City Hunterはキミの味方

ようやく今回の依頼も片がついた。
内容は人探し。依頼人は男の人、しかも結構いい年のオジサンだったので撩も最初はやる気ゼロだったんだけど、写真見せられて100%その気になってしまった。
探す相手は・・・お約束どおり美人で。このオジサンの息子の奥さん、つまりお嫁さんなのだが、数ヶ月前に出て行ってしまったというのだ。そして八方手をつくして探した結果、この東京にいるということは判ったのだがそれ以上はさっぱりだという。
撩には人妻だって釘を刺しておいたけど、「是非ともお目にかけてみせましょう!」と安請け合いしちゃったもんだから。まったく、本当はあんたがその美人にお目にかかりたいんでしょうが。

ともかく、撩が本気になればこの東京で美人一人探すのなんて造作もなかった。
普段は「人探しなんざスイーパーの仕事じゃねぇ」なんて言ってるくせに。彼女はこともあろうにこの新宿にいた。歌舞伎町の小さなバーでホステスをして。
そこまでは実に簡単だった。しかし、彼女には彼女の事情があった。
嫁ぎ先というのがその地方では古くから続く旧家だそうで、彼女の期待された役割はまさしく『長男の嫁』そのものだった。跡取りを期待されるが子宝には恵まれない。病院に行って彼女には原因がないと診断されたにもかかわらず、親戚一同の目は彼女に向けられたまま。それを庇うはずの夫すら彼女の味方になってくれなかったという。
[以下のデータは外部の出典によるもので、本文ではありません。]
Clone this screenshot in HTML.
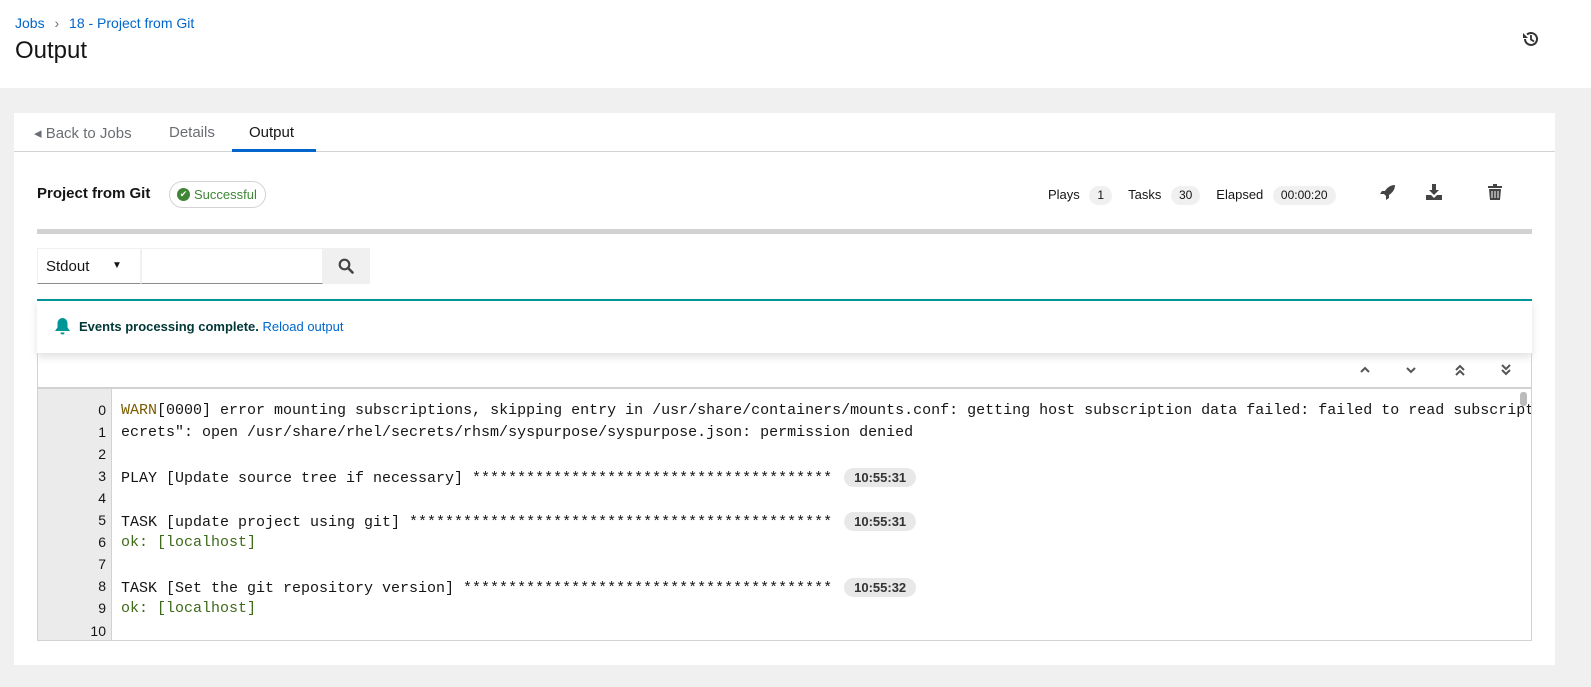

「だから家を出たんです。もうあの家には戻るつもりはありません」

そう彼女は言った。

尋ね人は見つかり、あとは依頼人に報告するだけ。そうすれば後日報酬は振り込まれ、相変わらず火の車の冴羽商事の財政状況も少しは好転するはず。
だけど乗り気がしなかった。お舅さんに彼女の居場所を教えれば、彼女はあの家に連れ戻される。それが彼女にとって幸福なはずがない。
でも・・・これは仕事だ、依頼なんだ。依頼は遂行しなくちゃならない。

報告に向かうために袖を通した、いつもよりいい生地のブラウス。玄関にはよそ行きのパンプス。だけどソファから立ち上がれなかった。

「やる気あんのかよ、香ちゃん」

いつも通りのやれたジャケットに身を包んだ撩が、あたしよりやる気なさげにソファに横になっていた。顔の上に覆い被さってるのはいつものエロ本。

「あんたこそやる気あるの?」
「ヤル気だったらいつも満々、ほら」
「見境なくおっ立ててんじゃな〜いっ!」

どごっ

とハンマーの餌食になるのもいつものことで。

「ほらほら、報告に行くんだろ?」

そう撩は重いハンマーの下からのっそりと起き上がった。

「だけど・・・」
「仕事は仕事、依頼されたからにはそれに応えなきゃならない、
って槇村が口煩く言ってたっけ」
「アニキが・・・」
「でも槇村だったらきっとこうすると思うぜ」

とテーブルの上に置かれた書類を真っ二つに破り捨てた。それは今回の報告書。

「探しました、でも見つかりませんでした。それで依頼終了」

お判り?とあたしの顔を覗き込む。

「ま、撩ちゃんとしてはこの新宿からもっこりちゃんが一人でもいなくなるのは
さびしいもんね〜♪」
「あんたってヤツは結局――」
「でも前金は結構弾んだんだろ?成功報酬がいただけないのはちょっと痛いが、
それだけでもツケは返せるだろ」

そういえば「こういう相場はよく判らんのですが・・・」と結構な額を着手金として渡してくれたっけ、しかもキャッシュで。
その数倍はある成功報酬は確かに惜しいけど、でもシティーハンターとしての正義には変えられない。シティーハンターは美女の味方、なのだから。

あたしはようやく立ち上がった。さて、依頼人になんて言い訳したらいいか。撩の手はそんなあたしを支えるかのように肩に置かれていた。

あとがき、という名の言い訳

miさま、果たしてこんな駄文でよかったでしょうか?
ブログの17000番踏んでいただいた記念のリクが「やる気あんのか?○○」
それプラス、「やる気あんのか?といってる本人が一番やる気なかったりして」
という店主の趣味が反映されたブツになってしまいました。
タイトルとしては、「シティーハンターは美女の味方」と言いながら
実は一番は香ちゃんの味方なんだよ、というのが本文でも上手く出せたかどうか・・・。

遅くなりましたがどうかお受け取りくださいませ。
苦情、悪評甘んじて受けますので。